| Dataset section |
┌──
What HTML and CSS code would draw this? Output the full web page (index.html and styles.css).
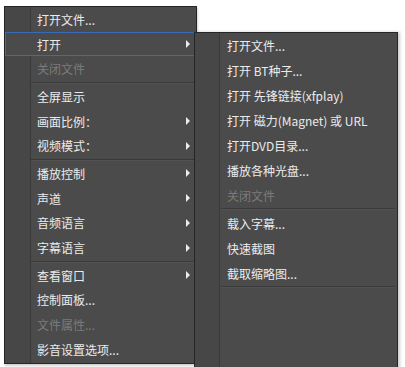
FILE: index.html
```html
<!DOCTYPE html>
<html lang="zh-CN">
<head>
  <meta charset="UTF-8" />
  <title>影音 菜单</title>
  <link rel="stylesheet" href="styles.css">
</head>
<body>
  <div class="stage">
    <!-- Main context menu -->
    <ul class="menu main-menu">
      <li class="item">打开文件...</li>
      <li class="item active has-sub">打开</li>
      <li class="item disabled">关闭文件</li>
      <li class="sep"></li>
      <li class="item">全屏显示</li>
      <li class="item has-sub">画面比例：</li>
      <li class="item has-sub">视频模式：</li>
      <li class="sep"></li>
      <li class="item has-sub">播放控制</li>
      <li class="item has-sub">声道</li>
      <li class="item has-sub">音频语言</li>
      <li class="item has-sub">字幕语言</li>
      <li class="sep"></li>
      <li class="item has-sub">查看窗口</li>
      <li class="item">控制面板...</li>
      <li class="item disabled">文件属性...</li>
      <li class="item">影音设置选项...</li>
    </ul>

    <!-- Submenu for "打开" -->
    <ul class="menu sub-menu">
      <li class="item">打开文件...</li>
      <li class="item">打开 BT种子...</li>
      <li class="item">打开 先锋链接(xfplay)</li>
      <li class="item">打开 磁力(Magnet) 或 URL</li>
      <li class="item">打开DVD目录...</li>
      <li class="item">播放各种光盘...</li>
      <li class="item disabled">关闭文件</li>
      <li class="sep"></li>
      <li class="item">载入字幕...</li>
      <li class="item">快速截图</li>
      <li class="item">截取缩略图...</li>
      <li class="sep"></li>
    </ul>
  </div>
</body>
</html>
```

FILE: styles.css
```css
* {
  margin: 0;
  padding: 0;
  box-sizing: border-box;
}

html, body {
  width: 405px;
  height: 367px;
  overflow: hidden;
  background: #ffffff;
  font-family: "Microsoft YaHei", "Noto Sans CJK SC", sans-serif;
  font-size: 12px;
  color: #ebebeb;
}

.stage {
  position: relative;
  width: 405px;
  height: 367px;
  padding: 6px 0 0 4px;
}

.menu {
  list-style: none;
  border: 1px solid #262626;
  background: linear-gradient(to right, #474747 0 25px, #393939 25px 26px, #4b4b4b 26px);
}

.main-menu {
  width: 193px;
  height: 358px;
  box-shadow: 1px 2px 2px rgba(0, 0, 0, 0.18);
}

/* popup, sits over the main menu */
.sub-menu {
  position: absolute;
  top: 32px;
  left: 194px;
  width: 204px;
  height: 345px;
  background: linear-gradient(to right, #474747 0 24px, #393939 24px 25px, #4b4b4b 25px);
  box-shadow: 2px 0 3px rgba(0, 0, 0, 0.2);
}

.item {
  display: flex;
  align-items: center;
  height: 24.7px;
  padding-left: 32px;
  padding-right: 6px;
  white-space: nowrap;
}

.sub-menu .item {
  height: 25px;
  padding-left: 32px;
}

.item.disabled {
  color: #7b7b7b;
}

.item.active {
  margin-right: -2px;
  border: 1px solid #3a6bb8;
  background: #4b4b4b;
  padding-left: 31px;
}

.has-sub::after {
  content: "";
  margin-left: auto;
  border-left: 4px solid #ececec;
  border-top: 4px solid transparent;
  border-bottom: 4px solid transparent;
}

.item.active::after {
  margin-right: 1px;
}

.sep {
  height: 3px;
  margin-left: 26px;
  margin-right: 1px;
  padding-top: 1px;
}

.sep::before {
  content: "";
  display: block;
  height: 1px;
  background: #393939;
  border-bottom: 1px solid #525252;
  box-sizing: content-box;
}

.sub-menu .sep {
  padding-top: 0;
  margin-right: 2px;
}
```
└──
| What you have to do |
Copy the data exactly. Any picture it contains is to be omitted.

| Exercise response |
What HTML and CSS code would draw this? Output the full web page (index.html and styles.css).
FILE: index.html
```html
<!DOCTYPE html>
<html lang="zh-CN">
<head>
  <meta charset="UTF-8" />
  <title>影音 菜单</title>
  <link rel="stylesheet" href="styles.css">
</head>
<body>
  <div class="stage">
    <!-- Main context menu -->
    <ul class="menu main-menu">
      <li class="item">打开文件...</li>
      <li class="item active has-sub">打开</li>
      <li class="item disabled">关闭文件</li>
      <li class="sep"></li>
      <li class="item">全屏显示</li>
      <li class="item has-sub">画面比例：</li>
      <li class="item has-sub">视频模式：</li>
      <li class="sep"></li>
      <li class="item has-sub">播放控制</li>
      <li class="item has-sub">声道</li>
      <li class="item has-sub">音频语言</li>
      <li class="item has-sub">字幕语言</li>
      <li class="sep"></li>
      <li class="item has-sub">查看窗口</li>
      <li class="item">控制面板...</li>
      <li class="item disabled">文件属性...</li>
      <li class="item">影音设置选项...</li>
    </ul>

    <!-- Submenu for "打开" -->
    <ul class="menu sub-menu">
      <li class="item">打开文件...</li>
      <li class="item">打开 BT种子...</li>
      <li class="item">打开 先锋链接(xfplay)</li>
      <li class="item">打开 磁力(Magnet) 或 URL</li>
      <li class="item">打开DVD目录...</li>
      <li class="item">播放各种光盘...</li>
      <li class="item disabled">关闭文件</li>
      <li class="sep"></li>
      <li class="item">载入字幕...</li>
      <li class="item">快速截图</li>
      <li class="item">截取缩略图...</li>
      <li class="sep"></li>
    </ul>
  </div>
</body>
</html>
```

FILE: styles.css
```css
* {
  margin: 0;
  padding: 0;
  box-sizing: border-box;
}

html, body {
  width: 405px;
  height: 367px;
  overflow: hidden;
  background: #ffffff;
  font-family: "Microsoft YaHei", "Noto Sans CJK SC", sans-serif;
  font-size: 12px;
  color: #ebebeb;
}

.stage {
  position: relative;
  width: 405px;
  height: 367px;
  padding: 6px 0 0 4px;
}

.menu {
  list-style: none;
  border: 1px solid #262626;
  background: linear-gradient(to right, #474747 0 25px, #393939 25px 26px, #4b4b4b 26px);
}

.main-menu {
  width: 193px;
  height: 358px;
  box-shadow: 1px 2px 2px rgba(0, 0, 0, 0.18);
}

/* popup, sits over the main menu */
.sub-menu {
  position: absolute;
  top: 32px;
  left: 194px;
  width: 204px;
  height: 345px;
  background: linear-gradient(to right, #474747 0 24px, #393939 24px 25px, #4b4b4b 25px);
  box-shadow: 2px 0 3px rgba(0, 0, 0, 0.2);
}

.item {
  display: flex;
  align-items: center;
  height: 24.7px;
  padding-left: 32px;
  padding-right: 6px;
  white-space: nowrap;
}

.sub-menu .item {
  height: 25px;
  padding-left: 32px;
}

.item.disabled {
  color: #7b7b7b;
}

.item.active {
  margin-right: -2px;
  border: 1px solid #3a6bb8;
  background: #4b4b4b;
  padding-left: 31px;
}

.has-sub::after {
  content: "";
  margin-left: auto;
  border-left: 4px solid #ececec;
  border-top: 4px solid transparent;
  border-bottom: 4px solid transparent;
}

.item.active::after {
  margin-right: 1px;
}

.sep {
  height: 3px;
  margin-left: 26px;
  margin-right: 1px;
  padding-top: 1px;
}

.sep::before {
  content: "";
  display: block;
  height: 1px;
  background: #393939;
  border-bottom: 1px solid #525252;
  box-sizing: content-box;
}

.sub-menu .sep {
  padding-top: 0;
  margin-right: 2px;
}
```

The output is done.